On the whole they were treated better by their Muslim cousins as guests of the state than their European Jewish brothers and sisters, who were expelled from England, endured the Spanish Inquisition, and faced a host of pogroms, anti-Semitic violence and intolerance that culminated in the Holocaust.

With the creation of the state of Israel in 1948, diaspora Jews were no longer safe in Iraq, nor in the rest of the Arab world, and altogether in the past century close to a million Jews fled the Arab countries they’d called home for a very, very long time.

Since 1950, 121,000 Iraqi Jews immigrated, many to Israel They locked their homes and said goodbye to the place where they’d picnicked in the ruins of ancient Babylon, and gone on pilgrimages to Ezekiel’s tomb. A fellow exile, Ezekiel had authored his prophetic book in Iraq: “And I came to the exile community that dwelt in Tel-Aviv by the Chebar canal.”

In 1967, Saddam Hussein hung 17 Jews in a Baghdad square, for allegedly “spying” for Israel, despite no evidence to prove this claim. In the 1980s, Hussein, who fancied himself the reincarnation of Nebuchadnezzar and had his image set next to Nebuchadnezzar’s in a commemorative medal, decided to rebuild Nebuchadnezzar’s palace atop the ancient ruins, placing his inscribed bricks above those of Nebuchadnezzar’s.

When I visited Israel, I also went to the Temple Mount in Jerusalem that overlooks the Old City and the Western Wall. The Dome of the Rock glints gold and majestic on the Temple Mount. It was built by Muslims in 691 CE as a shrine to preserve the sanctity of the space where both the first temple built by King Solomon and destroyed by Nebuchadnezzar in 587 BCE, and the second temple, rebuilt by the Babylonian exiles in 516 BCE then destroyed in 70 CE by the Romans, once resided.

Inside the Dome is a huge limestone rock, much like the limestone that bathes the entire city in its magical white-rose aura. Muslims believe Mohammed took his Night Journey from the site of the former Jewish temples. Jewish tradition says this rock is the one that Abraham laid Isaac upon when called by God to sacrifice him. The Ark of the Covenant containing the Ten Commandments, which were handed down after the Israelites’ flight from Egypt, rested upon the rock when the first Temple still stood, before the Babylonian destruction.

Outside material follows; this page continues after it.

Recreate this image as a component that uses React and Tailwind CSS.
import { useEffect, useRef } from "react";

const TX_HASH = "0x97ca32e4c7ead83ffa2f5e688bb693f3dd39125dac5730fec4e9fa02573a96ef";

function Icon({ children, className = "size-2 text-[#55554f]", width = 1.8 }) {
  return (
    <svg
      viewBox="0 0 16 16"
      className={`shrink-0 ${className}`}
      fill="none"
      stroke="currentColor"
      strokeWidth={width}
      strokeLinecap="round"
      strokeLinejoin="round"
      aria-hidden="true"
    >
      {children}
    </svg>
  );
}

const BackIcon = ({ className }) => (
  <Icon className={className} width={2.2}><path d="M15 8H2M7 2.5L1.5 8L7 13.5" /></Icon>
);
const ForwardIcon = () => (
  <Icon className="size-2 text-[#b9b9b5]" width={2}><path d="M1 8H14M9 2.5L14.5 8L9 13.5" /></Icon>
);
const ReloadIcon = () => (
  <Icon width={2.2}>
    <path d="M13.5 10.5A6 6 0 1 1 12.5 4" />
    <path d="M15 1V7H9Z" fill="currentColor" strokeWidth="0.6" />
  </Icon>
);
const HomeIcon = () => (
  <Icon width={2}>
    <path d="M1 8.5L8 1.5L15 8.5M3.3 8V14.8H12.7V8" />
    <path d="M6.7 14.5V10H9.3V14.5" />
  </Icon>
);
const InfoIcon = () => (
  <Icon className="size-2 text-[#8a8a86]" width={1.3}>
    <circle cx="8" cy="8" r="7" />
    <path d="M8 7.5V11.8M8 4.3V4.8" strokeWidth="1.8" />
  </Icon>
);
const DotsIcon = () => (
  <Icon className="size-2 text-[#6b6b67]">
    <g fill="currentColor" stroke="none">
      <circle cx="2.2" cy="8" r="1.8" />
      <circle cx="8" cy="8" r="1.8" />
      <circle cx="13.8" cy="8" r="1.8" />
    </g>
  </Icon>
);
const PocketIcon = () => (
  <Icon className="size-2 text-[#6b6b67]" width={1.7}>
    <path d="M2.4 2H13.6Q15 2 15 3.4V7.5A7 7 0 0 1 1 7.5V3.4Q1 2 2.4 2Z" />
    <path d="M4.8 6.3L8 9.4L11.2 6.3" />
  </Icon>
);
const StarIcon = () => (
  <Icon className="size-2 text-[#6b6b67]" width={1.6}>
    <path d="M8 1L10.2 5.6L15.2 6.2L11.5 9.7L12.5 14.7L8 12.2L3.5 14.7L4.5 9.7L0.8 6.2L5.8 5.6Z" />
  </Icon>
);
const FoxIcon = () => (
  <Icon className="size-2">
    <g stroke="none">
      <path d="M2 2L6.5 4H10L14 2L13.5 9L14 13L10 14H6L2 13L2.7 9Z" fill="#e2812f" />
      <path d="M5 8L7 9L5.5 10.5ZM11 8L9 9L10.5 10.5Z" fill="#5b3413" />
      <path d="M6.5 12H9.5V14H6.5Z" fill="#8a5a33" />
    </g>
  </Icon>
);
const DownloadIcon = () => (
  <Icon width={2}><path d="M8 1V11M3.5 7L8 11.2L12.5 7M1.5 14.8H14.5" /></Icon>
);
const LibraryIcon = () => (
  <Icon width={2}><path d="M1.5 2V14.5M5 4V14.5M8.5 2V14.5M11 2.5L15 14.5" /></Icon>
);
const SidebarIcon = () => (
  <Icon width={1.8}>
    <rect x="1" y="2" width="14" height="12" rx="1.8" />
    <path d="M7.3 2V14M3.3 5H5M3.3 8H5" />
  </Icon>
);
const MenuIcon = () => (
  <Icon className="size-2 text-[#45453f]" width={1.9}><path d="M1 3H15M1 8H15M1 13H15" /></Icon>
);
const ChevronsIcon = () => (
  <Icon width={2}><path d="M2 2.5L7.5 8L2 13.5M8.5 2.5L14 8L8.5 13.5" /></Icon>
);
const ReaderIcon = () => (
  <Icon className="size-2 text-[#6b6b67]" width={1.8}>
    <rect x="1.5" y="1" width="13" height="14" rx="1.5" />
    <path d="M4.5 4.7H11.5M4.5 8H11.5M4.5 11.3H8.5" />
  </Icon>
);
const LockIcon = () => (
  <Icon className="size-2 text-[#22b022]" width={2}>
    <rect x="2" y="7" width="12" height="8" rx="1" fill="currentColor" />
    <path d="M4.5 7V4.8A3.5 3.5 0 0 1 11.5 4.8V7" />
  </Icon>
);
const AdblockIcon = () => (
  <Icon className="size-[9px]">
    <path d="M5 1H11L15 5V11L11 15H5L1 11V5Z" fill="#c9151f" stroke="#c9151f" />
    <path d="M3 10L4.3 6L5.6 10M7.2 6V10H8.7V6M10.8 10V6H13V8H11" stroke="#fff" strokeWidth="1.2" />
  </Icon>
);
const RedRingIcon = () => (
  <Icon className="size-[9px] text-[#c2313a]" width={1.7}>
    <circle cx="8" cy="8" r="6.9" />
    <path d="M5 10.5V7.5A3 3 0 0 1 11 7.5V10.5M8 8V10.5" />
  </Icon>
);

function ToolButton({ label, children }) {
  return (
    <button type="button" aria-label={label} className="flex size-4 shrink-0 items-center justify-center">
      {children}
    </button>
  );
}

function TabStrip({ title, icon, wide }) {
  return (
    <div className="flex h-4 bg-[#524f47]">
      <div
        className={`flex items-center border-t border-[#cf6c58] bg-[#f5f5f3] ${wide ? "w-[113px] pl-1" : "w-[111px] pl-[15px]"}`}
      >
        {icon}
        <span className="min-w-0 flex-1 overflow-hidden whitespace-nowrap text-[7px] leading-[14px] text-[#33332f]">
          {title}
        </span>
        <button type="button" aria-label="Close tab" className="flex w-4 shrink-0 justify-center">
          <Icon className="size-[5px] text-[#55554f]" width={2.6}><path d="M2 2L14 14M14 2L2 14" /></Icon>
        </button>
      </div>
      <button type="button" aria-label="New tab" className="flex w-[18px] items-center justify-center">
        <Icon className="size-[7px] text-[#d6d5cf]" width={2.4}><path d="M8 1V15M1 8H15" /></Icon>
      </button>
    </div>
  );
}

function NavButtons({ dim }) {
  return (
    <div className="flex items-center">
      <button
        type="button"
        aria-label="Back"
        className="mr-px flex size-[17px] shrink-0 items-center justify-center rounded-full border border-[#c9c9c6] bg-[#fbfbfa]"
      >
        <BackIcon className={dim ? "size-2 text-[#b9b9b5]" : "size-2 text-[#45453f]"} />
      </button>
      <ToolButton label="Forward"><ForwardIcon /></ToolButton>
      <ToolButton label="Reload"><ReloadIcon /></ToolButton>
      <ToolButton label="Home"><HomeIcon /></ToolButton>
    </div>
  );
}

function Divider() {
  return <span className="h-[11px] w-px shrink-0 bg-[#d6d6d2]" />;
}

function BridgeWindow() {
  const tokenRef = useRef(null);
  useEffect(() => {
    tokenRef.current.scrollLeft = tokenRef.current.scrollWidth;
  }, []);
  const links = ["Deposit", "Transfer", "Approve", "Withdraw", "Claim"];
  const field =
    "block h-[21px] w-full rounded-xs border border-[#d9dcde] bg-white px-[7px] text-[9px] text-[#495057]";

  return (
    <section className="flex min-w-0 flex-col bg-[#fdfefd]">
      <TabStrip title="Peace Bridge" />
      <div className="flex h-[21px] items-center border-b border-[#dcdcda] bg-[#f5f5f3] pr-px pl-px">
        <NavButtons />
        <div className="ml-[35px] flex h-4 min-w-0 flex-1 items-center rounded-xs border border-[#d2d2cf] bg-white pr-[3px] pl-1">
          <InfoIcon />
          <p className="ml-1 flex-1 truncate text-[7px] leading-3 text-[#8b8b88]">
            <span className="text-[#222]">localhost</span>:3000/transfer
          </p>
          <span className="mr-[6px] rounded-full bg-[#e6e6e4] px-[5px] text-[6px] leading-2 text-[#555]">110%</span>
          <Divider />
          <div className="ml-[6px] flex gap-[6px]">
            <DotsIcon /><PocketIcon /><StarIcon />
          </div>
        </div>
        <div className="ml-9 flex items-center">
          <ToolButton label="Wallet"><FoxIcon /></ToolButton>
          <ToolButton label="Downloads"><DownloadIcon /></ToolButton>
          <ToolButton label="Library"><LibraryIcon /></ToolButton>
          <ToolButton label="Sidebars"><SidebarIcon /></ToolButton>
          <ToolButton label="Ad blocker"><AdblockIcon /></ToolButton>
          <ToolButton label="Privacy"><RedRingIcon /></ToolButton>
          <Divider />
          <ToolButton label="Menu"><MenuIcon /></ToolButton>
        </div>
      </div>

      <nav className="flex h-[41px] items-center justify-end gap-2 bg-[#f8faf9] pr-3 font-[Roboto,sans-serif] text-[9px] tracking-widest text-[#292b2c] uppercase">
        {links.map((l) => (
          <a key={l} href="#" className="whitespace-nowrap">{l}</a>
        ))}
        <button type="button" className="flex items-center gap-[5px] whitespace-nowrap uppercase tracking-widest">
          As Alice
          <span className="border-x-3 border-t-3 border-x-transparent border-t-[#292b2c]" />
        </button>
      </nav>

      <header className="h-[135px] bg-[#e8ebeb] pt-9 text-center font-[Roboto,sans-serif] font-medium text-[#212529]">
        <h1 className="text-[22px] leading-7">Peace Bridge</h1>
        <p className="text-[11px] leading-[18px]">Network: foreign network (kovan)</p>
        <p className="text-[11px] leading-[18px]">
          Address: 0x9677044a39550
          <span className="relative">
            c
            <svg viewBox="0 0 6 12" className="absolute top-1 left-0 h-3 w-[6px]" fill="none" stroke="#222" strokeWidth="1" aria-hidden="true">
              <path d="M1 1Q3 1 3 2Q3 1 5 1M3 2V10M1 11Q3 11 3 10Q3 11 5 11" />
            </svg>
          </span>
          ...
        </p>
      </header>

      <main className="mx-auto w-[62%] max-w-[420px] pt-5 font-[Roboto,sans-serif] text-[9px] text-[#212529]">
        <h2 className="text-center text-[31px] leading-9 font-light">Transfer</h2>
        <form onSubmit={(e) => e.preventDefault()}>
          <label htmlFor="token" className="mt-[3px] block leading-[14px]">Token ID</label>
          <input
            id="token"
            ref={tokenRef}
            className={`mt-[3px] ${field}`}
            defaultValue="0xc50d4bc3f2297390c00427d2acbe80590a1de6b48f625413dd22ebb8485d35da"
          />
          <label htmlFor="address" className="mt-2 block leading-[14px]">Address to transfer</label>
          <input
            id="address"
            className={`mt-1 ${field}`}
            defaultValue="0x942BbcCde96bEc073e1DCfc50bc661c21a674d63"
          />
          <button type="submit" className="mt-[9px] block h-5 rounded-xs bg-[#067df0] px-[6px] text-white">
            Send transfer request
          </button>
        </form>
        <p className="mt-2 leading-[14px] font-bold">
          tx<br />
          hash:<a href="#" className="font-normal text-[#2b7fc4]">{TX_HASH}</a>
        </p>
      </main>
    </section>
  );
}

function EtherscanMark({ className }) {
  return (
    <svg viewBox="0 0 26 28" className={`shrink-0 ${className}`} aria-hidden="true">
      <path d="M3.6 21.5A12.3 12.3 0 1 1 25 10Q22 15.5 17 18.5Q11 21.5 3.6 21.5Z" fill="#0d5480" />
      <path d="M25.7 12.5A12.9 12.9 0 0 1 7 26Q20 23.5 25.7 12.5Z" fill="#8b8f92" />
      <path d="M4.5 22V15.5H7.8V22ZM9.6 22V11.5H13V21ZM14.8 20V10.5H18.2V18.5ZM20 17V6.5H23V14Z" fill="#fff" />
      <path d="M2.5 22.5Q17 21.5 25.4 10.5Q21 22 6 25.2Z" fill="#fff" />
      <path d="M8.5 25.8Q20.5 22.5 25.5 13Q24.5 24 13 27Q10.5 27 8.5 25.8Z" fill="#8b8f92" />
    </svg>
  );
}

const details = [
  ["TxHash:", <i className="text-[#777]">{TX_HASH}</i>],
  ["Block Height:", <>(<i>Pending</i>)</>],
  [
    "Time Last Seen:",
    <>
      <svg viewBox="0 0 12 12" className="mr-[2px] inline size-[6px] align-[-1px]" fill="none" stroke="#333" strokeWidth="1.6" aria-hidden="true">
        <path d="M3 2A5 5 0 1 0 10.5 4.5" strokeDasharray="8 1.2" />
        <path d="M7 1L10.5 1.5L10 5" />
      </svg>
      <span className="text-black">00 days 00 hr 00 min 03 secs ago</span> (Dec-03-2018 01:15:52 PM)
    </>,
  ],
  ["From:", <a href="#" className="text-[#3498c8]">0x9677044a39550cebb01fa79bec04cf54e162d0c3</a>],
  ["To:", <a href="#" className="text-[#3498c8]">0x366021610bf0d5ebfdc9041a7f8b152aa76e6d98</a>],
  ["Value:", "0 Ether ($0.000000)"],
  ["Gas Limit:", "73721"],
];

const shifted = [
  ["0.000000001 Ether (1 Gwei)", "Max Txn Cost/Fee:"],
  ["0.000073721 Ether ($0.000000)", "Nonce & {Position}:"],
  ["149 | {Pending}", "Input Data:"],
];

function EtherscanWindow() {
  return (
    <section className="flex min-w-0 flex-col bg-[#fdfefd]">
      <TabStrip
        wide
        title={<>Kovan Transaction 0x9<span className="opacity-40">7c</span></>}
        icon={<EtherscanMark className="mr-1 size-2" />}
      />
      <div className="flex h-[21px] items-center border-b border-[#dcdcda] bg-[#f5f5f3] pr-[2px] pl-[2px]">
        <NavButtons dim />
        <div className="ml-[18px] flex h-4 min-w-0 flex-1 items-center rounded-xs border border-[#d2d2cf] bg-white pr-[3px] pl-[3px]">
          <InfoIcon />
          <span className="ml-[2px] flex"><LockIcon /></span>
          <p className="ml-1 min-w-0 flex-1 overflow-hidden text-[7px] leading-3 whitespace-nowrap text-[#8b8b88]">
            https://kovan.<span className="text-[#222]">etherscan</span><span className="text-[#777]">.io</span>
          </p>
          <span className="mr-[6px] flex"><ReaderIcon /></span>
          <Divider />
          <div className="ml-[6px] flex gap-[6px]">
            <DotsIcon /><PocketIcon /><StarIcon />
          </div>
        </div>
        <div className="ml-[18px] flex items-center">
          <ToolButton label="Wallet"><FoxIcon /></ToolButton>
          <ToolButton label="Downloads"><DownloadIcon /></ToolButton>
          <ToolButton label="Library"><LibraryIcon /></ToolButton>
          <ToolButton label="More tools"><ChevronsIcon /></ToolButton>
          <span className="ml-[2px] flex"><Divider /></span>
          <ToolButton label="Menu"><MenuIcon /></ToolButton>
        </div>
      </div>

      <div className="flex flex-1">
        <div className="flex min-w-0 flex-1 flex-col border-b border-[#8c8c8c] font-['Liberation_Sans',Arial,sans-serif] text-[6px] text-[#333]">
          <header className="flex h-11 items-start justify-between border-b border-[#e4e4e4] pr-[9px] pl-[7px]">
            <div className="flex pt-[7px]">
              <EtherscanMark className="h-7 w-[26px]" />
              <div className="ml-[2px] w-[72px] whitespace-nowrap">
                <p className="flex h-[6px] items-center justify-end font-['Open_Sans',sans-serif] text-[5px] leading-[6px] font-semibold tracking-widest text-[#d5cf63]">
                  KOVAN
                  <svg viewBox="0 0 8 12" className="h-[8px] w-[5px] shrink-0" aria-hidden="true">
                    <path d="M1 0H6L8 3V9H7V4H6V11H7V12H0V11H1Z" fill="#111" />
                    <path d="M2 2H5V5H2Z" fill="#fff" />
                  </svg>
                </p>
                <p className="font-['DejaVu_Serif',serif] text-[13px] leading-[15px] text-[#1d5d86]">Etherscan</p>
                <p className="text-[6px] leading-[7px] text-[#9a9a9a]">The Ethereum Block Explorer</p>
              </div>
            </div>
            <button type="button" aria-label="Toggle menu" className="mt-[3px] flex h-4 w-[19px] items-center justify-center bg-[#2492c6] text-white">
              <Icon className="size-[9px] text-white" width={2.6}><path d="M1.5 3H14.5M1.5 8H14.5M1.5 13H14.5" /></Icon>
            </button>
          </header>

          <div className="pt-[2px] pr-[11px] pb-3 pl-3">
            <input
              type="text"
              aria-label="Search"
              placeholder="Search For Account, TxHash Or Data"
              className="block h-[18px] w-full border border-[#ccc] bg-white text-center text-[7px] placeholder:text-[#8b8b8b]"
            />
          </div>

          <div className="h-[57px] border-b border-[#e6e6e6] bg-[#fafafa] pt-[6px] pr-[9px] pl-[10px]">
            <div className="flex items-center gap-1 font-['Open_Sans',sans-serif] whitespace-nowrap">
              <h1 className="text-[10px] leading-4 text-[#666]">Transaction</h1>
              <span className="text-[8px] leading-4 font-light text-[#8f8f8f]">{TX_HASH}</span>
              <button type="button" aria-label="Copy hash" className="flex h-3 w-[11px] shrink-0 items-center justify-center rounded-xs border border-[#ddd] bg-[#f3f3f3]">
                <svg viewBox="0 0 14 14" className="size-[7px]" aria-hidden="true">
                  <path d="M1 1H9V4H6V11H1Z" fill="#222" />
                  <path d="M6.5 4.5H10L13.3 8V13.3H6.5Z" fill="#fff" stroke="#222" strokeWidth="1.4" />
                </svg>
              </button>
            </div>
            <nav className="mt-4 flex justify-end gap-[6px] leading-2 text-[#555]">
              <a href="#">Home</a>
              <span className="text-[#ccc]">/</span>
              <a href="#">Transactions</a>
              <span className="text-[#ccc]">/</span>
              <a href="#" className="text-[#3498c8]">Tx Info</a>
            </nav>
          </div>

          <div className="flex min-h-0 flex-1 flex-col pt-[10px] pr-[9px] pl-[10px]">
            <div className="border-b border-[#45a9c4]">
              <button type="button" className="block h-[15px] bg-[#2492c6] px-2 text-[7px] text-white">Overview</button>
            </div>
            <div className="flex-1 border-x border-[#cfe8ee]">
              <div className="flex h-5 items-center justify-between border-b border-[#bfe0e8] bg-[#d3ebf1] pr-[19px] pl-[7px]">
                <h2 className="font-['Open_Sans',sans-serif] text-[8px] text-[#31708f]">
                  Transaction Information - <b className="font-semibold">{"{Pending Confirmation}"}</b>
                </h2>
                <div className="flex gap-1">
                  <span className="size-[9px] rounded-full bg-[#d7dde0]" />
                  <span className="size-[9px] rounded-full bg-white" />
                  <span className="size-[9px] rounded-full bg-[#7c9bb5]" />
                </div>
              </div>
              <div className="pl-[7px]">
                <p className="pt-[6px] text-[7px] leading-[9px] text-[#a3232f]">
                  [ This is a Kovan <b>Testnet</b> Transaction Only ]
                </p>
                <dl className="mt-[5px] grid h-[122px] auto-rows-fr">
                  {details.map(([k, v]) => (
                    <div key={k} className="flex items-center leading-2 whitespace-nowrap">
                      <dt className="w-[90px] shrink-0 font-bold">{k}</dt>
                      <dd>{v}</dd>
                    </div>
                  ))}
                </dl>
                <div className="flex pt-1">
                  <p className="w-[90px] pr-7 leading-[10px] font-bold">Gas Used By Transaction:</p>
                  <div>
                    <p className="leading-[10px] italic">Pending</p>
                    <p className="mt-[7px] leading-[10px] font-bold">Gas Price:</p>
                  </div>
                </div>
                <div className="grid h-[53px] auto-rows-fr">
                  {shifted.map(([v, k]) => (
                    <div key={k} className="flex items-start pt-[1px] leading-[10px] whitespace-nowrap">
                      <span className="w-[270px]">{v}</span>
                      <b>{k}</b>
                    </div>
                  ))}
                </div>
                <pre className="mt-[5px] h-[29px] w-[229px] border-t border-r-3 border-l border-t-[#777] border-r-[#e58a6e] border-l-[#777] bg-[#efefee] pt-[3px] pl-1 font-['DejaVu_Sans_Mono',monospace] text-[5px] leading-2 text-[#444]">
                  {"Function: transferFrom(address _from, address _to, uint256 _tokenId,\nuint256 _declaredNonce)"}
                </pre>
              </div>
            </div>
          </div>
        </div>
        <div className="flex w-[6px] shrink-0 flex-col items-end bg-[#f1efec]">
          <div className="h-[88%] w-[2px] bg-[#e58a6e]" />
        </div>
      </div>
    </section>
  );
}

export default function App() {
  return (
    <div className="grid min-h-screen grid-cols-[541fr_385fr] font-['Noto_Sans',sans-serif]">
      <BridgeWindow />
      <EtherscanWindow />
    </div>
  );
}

The Temple was the spiritual heartbeat of Israel, it was God’s home on earth, and it housed not only the Ten Commandments that they had received as a people on Mt. Sinai, but very possibly other documents that told the story of the Israelite people. When the temple was destroyed, where was God dwelling? Was God, too, in exile? That was the dilemma the exiled people in Babylon faced. How could they sing the Lord’s song in a strange land, by the rivers of Babylon, the Psalmist asked? Without a temple?

Which brings me back to Passover and my mental reverie on exile and return, entrances and exits, personal and national, spiritual and physical. It’s commanded in the Bible to “tell your son” the story. Like we do every year, we will sit around the table and read through the Haggadah (“telling” in Hebrew), the text that recounts the miraculous liberation of the children of Israel and which also gives the order (“seder”) of the ritualistic meal, from the blessing over the green vegetable that represents hope and renewal, to dipping one’s finger into the wine and placing a drop onto a plate for each of the ten plagues.

The Haggadah that’s in use today was probably compiled in Babylon in the 7th or 8th century CE. If the Exodus marks the birth of the Jewish nation, and ultimately the kingdom of Israel, then the Babylonian exile represents the reverse: the birth of a Jewish people in the Diaspora. From this Babylonian diaspora community, we discovered that stories, words, texts and prayers can be carried across borders, and serve as a portable temple, a spiritual home, and they can reside in the hearts of anyone who hears them. And that is how it was, and still is, possible to sing the Lord’s song in a strange land, by the rivers of today’s many diaspora “Babylons.”